The Boltzmann distribution is the stationary distribution for this Markov process, so you are guaranteed to converge to it if the Markov process is ergodic. This is a basic theorem of Markov processes, and it holds for continuous Markov processes as well. I'll give a unified proof below.

Discrete space, discrete time

There is a simple coupling argument that proves the convergence to the stationary distribution, in what I think is the best way, and it isn't presented often in books. It goes like this:

suppose X(t) is a Markov chain with an arbitrary starting point X_0 (or some starting distribution), and $Y(t)$ is the same process, but with the initial value $Y(0)$ picked from the stationary distribution.
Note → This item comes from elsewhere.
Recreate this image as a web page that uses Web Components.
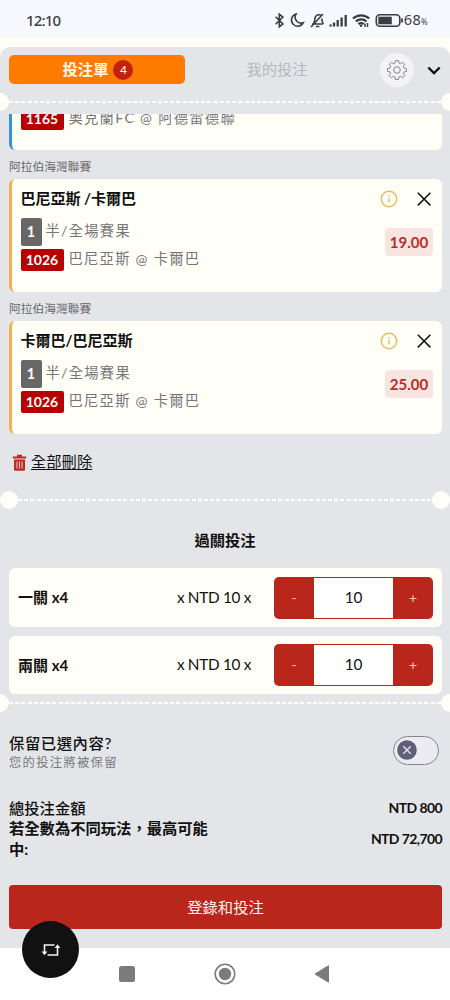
<!DOCTYPE html>
<html lang="zh-Hant">
<head>
<meta charset="utf-8">
<title>投注單</title>
<style>
html,body{margin:0;padding:0}
body{width:450px;height:1000px;overflow:hidden;background:#fffef7;font-family:Lato,"Noto Sans CJK TC",sans-serif;color:#111;font-size:15.3px}
</style>
</head>
<body>
<bet-app></bet-app>
<script>
const define=(name,html)=>{
  const t=document.createElement('template');
  t.innerHTML='<style>*{box-sizing:border-box}:host{display:block;box-sizing:border-box;white-space:nowrap}svg{display:block}</style>'+html;
  customElements.define(name,class extends HTMLElement{
    constructor(){super();this.attachShadow({mode:'open'}).appendChild(t.content.cloneNode(true));}
  });
};

define('status-bar',`<style>
:host{display:flex;height:38px;background:#f8f9fe;padding:2px 22px 0 26px;align-items:center;justify-content:space-between;font:500 15px/20px "Noto Sans",sans-serif;letter-spacing:-.8px;color:#3c3d43}
.p{font:14.5px/20px "Noto Sans",sans-serif;letter-spacing:.3px;margin-left:-2px}.p small{font-size:8px}
.r{display:flex;align-items:center}
</style><span>12:10</span>
<div class="r"><svg width="132" height="20" viewBox="270 10.500 132 20" fill="none" stroke="#3c3d43" stroke-width="1.600">
<path d="M271.6 17.2l7.3 7.2-3.6 3V14.6l3.6 3-7.3 7.2"/>
<path d="M292 14.6a6.2 6.2 0 1 0 7.3 8.6 6 6 0 0 1-7.3-8.6z"/>
<path d="M308 24.500h11M309.500 24c1.5-1.5 1-5 2-6.800a3.900 3.900 0 0 1 6-.9M317.800 19c.2 2 .2 3.900 1.600 5.500M311.800 27h3.600M307 27.500l12-13"/>
<path stroke-width="2.300" d="M326.600 25v2M330 23v4M333.700 20.500V27M337.600 18v9M341.700 15.500V27"/>
<path stroke-width="2.200" d="M349 19c4.600-4.300 11.600-4.300 16.200 0M351.800 22c3-2.800 7.800-2.800 10.700 0M354.400 24.700c1.600-1.400 3.700-1.400 5.300 0"/>
<path stroke-width="1.500" d="M361 24v3.500M363.500 23.500v4"/><circle cx="357" cy="26.300" r="1.200" fill="#3c3d43" stroke="none"/>
<rect x="372.300" y="15.300" width="23.500" height="11.400" rx="3.500"/><path d="M374.300 17.200h13.500v7.600h-13.500z" fill="#3c3d43" stroke="none"/><path d="M398 19v4" stroke-width="1.800"/></svg>
<span class="p">68<small>%</small></span></div>`);

define('tear-line',`<style>
:host{display:flex;align-items:center;justify-content:space-between;height:18px}
i{width:18px;height:18px;border-radius:50%;background:#fffef7;flex:none}
i:first-of-type{margin-left:-9px}i:last-of-type{margin-right:-9px}
:host([inset]) i{margin:0}
b{flex:1;height:2.500px;background:repeating-linear-gradient(90deg,#fffef8 0 4px,transparent 4px 6.200px)}
</style><i></i><b></b><i></i>`);

define('tab-bar',`<style>
:host{display:flex;height:46px;padding:8px 9px 0 9px;align-items:flex-start}
.a{width:176px;height:29px;border-radius:5px;background:#ff7b00;color:#fffaf0;font-weight:700;display:flex;align-items:center;justify-content:center;gap:5px;padding-left:2px}
.a span{margin-top:-1px;line-height:24px}
.a b{width:20px;height:20px;border-radius:50%;background:#c3200f;font-size:12px;line-height:20px;text-align:center;font-weight:400}
.m{width:184px;text-align:center;color:#b6b8bc;line-height:29px}
.g{width:34px;height:34px;margin:-2px 0 0 11px;border-radius:50%;background:#f3f3f5;display:flex;align-items:center;justify-content:center}
.v{margin:9px 0 0 13px}
</style><div class="a"><span>投注單</span><b>4</b></div><div class="m">我的投注</div>
<div class="g"><svg width="22" height="22" viewBox="-11 -11 22 22" fill="none" stroke="#85868a" stroke-width="1"><path id="gear"/><circle r="3.300"/></svg></div>
<svg class="v" width="14" height="13" viewBox="0 0 14 13" fill="none" stroke="#111" stroke-width="2.400"><path d="M1.300 3.500 7 9l5.700-5.500"/></svg>`);

define('league-name',`<style>:host{height:29px;padding:4px 0 0 9px;font-size:11.750px;line-height:26px;color:#66676a}</style><slot></slot>`);

const matchStyle=`.l{display:flex;align-items:center;color:#77767a;font-size:14.300px;letter-spacing:1.250px;height:22px}
.l.q{height:28px;margin-bottom:3px}
.t{line-height:20px;margin-top:-3px}
.k{background:#676767;color:#fff;font-weight:700;letter-spacing:0;border-radius:2px;width:21px;height:28px;line-height:28px;text-align:center;margin-right:4px}
.n{background:#b90000;color:#fff;font-weight:700;letter-spacing:0;border-radius:2px;width:43px;height:22px;line-height:22px;text-align:center;margin-right:5px;font-size:14px}`;

define('bet-card',`<style>
:host{height:113px;margin:0 8px 0 9px;border-radius:6px;background:#fffef7;border-left:3px solid #efb152;padding:8px 9px 0 8.500px;display:flex;justify-content:space-between}
h3{margin:0 0 9px;font-size:15.100px;letter-spacing:-.1px;line-height:22px;font-weight:700;color:#111}
${matchStyle}
.r{display:flex;flex-direction:column;align-items:flex-end}
.i{display:flex;gap:17px;align-items:center;height:23px}
.o{margin-top:18px;width:48px;height:28px;border-radius:4px;background:#f8e5e1;color:#b72d28;font-weight:700;font-size:15px;line-height:28px;text-align:center}
</style><div><h3><slot name="pick"></slot></h3>
<div class="l q"><span class="k">1</span><span class="t"><slot name="market"></slot></span></div>
<div class="l"><span class="n"><slot name="no"></slot></span><span class="t"><slot></slot></span></div></div>
<div class="r"><div class="i"><svg width="18" height="18" viewBox="0 0 18 18" fill="none" stroke="#e6bd67" stroke-width="1.500"><circle cx="9" cy="9" r="7.700"/><path d="M9 8.200v4.300M9 5.300v1.500"/></svg><svg width="18" height="18" viewBox="0 0 18 18" stroke="#111" stroke-width="1.500"><path d="M2.800 2.800l12.600 12.600M15.400 2.800 2.800 15.400"/></svg></div><div class="o"><slot name="odds"></slot></div></div>`);

define('scrolled-card',`<style>
:host{display:flex;align-items:flex-start;height:36px;margin:0 8px 0 9px;border-radius:0 0 6px 6px;background:#fffef7;border-left:3px solid #3991d0;padding-left:8.500px}
${matchStyle}
.l{margin-top:-6px}
</style><div class="l"><span class="n"><slot name="no"></slot></span><span class="t"><slot></slot></span></div>`);

define('bet-list',`<style>
:host{height:377px;overflow:hidden}
.del{display:flex;gap:4px;align-items:center;padding:0 0 0 12px;height:24px;margin-top:16px;text-decoration:underline;text-underline-offset:2px;color:#111}
.del span{margin-top:-3px;line-height:24px}
</style>
<scrolled-card><span slot="no">1165</span>奧克蘭FC @ 阿德雷德聯</scrolled-card>
<league-name>阿拉伯海灣聯賽</league-name>
<bet-card><span slot="pick">巴尼亞斯 /卡爾巴</span><span slot="market">半/全場賽果</span><span slot="no">1026</span>巴尼亞斯 @ 卡爾巴<span slot="odds">19.00</span></bet-card>
<league-name>阿拉伯海灣聯賽</league-name>
<bet-card><span slot="pick">卡爾巴/巴尼亞斯</span><span slot="market">半/全場賽果</span><span slot="no">1026</span>巴尼亞斯 @ 卡爾巴<span slot="odds">25.00</span></bet-card>
<div class="del"><svg width="15" height="17" viewBox="0 0 15 17"><path d="M.8 2.600h4.200V.8h5v1.800h4.200v2H.8zM2 5.500h11V15.500a1.200 1.200 0 0 1-1.200 1.200H3.200A1.200 1.200 0 0 1 2 15.500z" fill="#c02a24"/><path d="M5 7.500v7M7.500 7.500v7M10 7.500v7" stroke="#f0c8c4" stroke-width="1"/></svg><span>全部刪除</span></div>`);

define('stake-row',`<style>
:host{display:flex;height:59px;margin:0 8px 0 9px;border-radius:6px;background:#fffef7;align-items:center;padding:0 9px}
b{flex:1;font-size:15px;margin-top:-2px}.x{margin:-2px 23px 0 0;font-size:15.300px;letter-spacing:-.3px}
.s{display:flex;width:159px;height:42px;border-radius:5px;background:#b9261b;padding:1px 0}
.s span{width:40px;text-align:center;line-height:40px;color:#f5c9c0;font-size:14px}
.s div{flex:1;background:#fff;line-height:39px;text-align:center;font-size:15.300px}
</style><b><slot></slot></b><span class="x">x NTD 10 x</span><div class="s"><span>-</span><div>10</div><span>+</span></div>`);

define('keep-toggle',`<style>
:host{display:flex;justify-content:space-between;padding:0 11px 0 9px;height:40px}
.t{font-size:15.300px;letter-spacing:.6px;line-height:20px;font-weight:500}.u{font-size:12.300px;letter-spacing:1.300px;line-height:19px;color:#77787c}
.w{margin-top:3px;width:46px;height:29px;border:1.500px solid #85838e;border-radius:15px;padding:3px;background:#ebebf1}
</style><div><div class="t">保留已選內容?</div><div class="u">您的投注將被保留</div></div>
<div class="w"><svg width="20" height="20" viewBox="0 0 20 20"><circle cx="10" cy="10" r="9.800" fill="#615f77"/><path d="M6.300 6.300l7.400 7.400M13.700 6.300l-7.400 7.400" stroke="#dddce8" stroke-width="1.500"/></svg></div>`);

define('bet-totals',`<style>
:host{padding:1px 8px 0 9px;display:grid;grid-template-columns:208px 1fr;line-height:20.300px;height:62px}
.a{font-weight:500}.b{font-weight:700;white-space:normal;width:205px}
.v{font-weight:700;text-align:right;font-size:14px;letter-spacing:-.6px}.c{align-self:center}
</style><div class="a">總投注金額</div><div class="v">NTD 800</div><div class="b">若全數為不同玩法，最高可能中:</div><div class="v c">NTD 72,700</div>`);

define('nav-bar',`<style>
:host{height:52px;background:#fff;display:flex;align-items:center;padding-left:117px}
</style><svg width="216" height="24" viewBox="117 0 216 24"><rect x="119" y="4" width="16" height="16" rx="2.500" fill="#7b7b7b"/><circle cx="225" cy="12" r="9.800" fill="none" stroke="#7b7b7b" stroke-width="1.600"/><circle cx="225" cy="12" r="6.200" fill="#7b7b7b"/><path d="M315 12 328.500 3.700v16.600z" fill="#7b7b7b" stroke="#7b7b7b" stroke-linejoin="round"/></svg>`);

define('bet-app',`<style>
:host{width:450px;height:1000px;overflow:hidden;position:relative}
.panel{margin-top:9px;height:901px;background:#e4e5e8;border-radius:10px 10px 0 0;display:flex;flex-direction:column;overflow:hidden}
.panel>*{flex:none}
bet-list{margin-top:3px}
h2{margin:20px 0 17px;font-size:15.300px;line-height:22px;text-align:center}
stake-row+stake-row{margin-top:9px;height:58px}
keep-toggle{margin-top:21px}
bet-totals{margin-top:24px}
.go{margin:26px 8px 0 9px;height:44px;border-radius:4px;background:#b9261b;color:#fff3ec;line-height:44px;text-align:center}
.fab{position:absolute;left:22px;top:921px;width:57px;height:57px;border-radius:50%;background:#111;display:flex;align-items:center;justify-content:center}
</style><status-bar></status-bar><div class="panel"><tab-bar></tab-bar><tear-line></tear-line><bet-list></bet-list><tear-line inset></tear-line><h2>過關投注</h2><stake-row>一關 x4</stake-row><stake-row>兩關 x4</stake-row><tear-line></tear-line><keep-toggle></keep-toggle><bet-totals></bet-totals><div class="go">登錄和投注</div></div><nav-bar></nav-bar>
<div class="fab"><svg width="20" height="14" viewBox="0 0 20 14" fill="none" stroke="#f3f3f3" stroke-width="1.600"><path d="M13.500 2H3.500v8M6.500 12H16.500V4"/><path d="M.6 8.500h5.800L3.500 12.200zM13.600 5h5.800L16.500 1.300z" fill="#f3f3f3" stroke="none"/></svg></div>`);

/* Gear outline: eight rounded teeth around the hub. */
const gear=document.querySelector('bet-app').shadowRoot.querySelector('tab-bar').shadowRoot.querySelector('#gear');
let d='';
for(let k=0;k<8;k++)[[-15,7.3],[-9,9.6],[9,9.6],[15,7.3]].forEach(([o,r])=>{
  const a=(k*45+o)*Math.PI/180;d+=(d?'L':'M')+(r*Math.cos(a)).toFixed(2)+' '+(r*Math.sin(a)).toFixed(2);
});
gear.setAttribute('d',d+'Z');gear.setAttribute('stroke-linejoin','round');
</script>
</body>
</html>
Define the coupled process as follows: if X(t) and Y(t) reach the same point, they move together from this point on, according to the Markov chain. If you ignore Y and look at X, this process is just the Langevin process on X. If you ignore X, it's the Langevin process on Y, so this is a coupling.

But in a discrete bounded state space, where the Markov chain has a finite probability of reaching any point from any other in a finite time (you can prove this by finding one path to do this), you can easily prove that there is always some chance for collision, so that the probability that the two walks couple goes to 1 at long times, and X is therefore in the stationary distribution.

Continuous space, discrete time

To prove the convergence to the Boltzmann distribution in continuous space but discrete time, you can do the following. This is the natural extension of the coupling on discrete state-spaces for continuous space:

Given two distributions $\rho_1$ and $\rho_2$, define their coupling distance $\Delta$ by

$$ 1-\Delta = \int \mathrm{min}(\rho_1(x),\rho_2(x)) $$

If $\Delta=0$, the two distributions are the same. If $\Delta=1$, the intersection of their support is measure zero.

The distributions $\rho_1$ and $\rho_2$ can be thought of as split into

$$ \rho_1 = \Delta \rho + (1-\Delta) (\rho_1 - \rho)$$ $$ \rho_2 = \Delta \rho + (1-\Delta) (\rho_2 - \rho)$$


$$ \rho(x) = \mathrm{min}(\rho_1(x),\rho_2(x))$$

In other words, pick from the common distribution $\rho$ with probability $\Delta$, and from the residual distribution with probability $1-\Delta$.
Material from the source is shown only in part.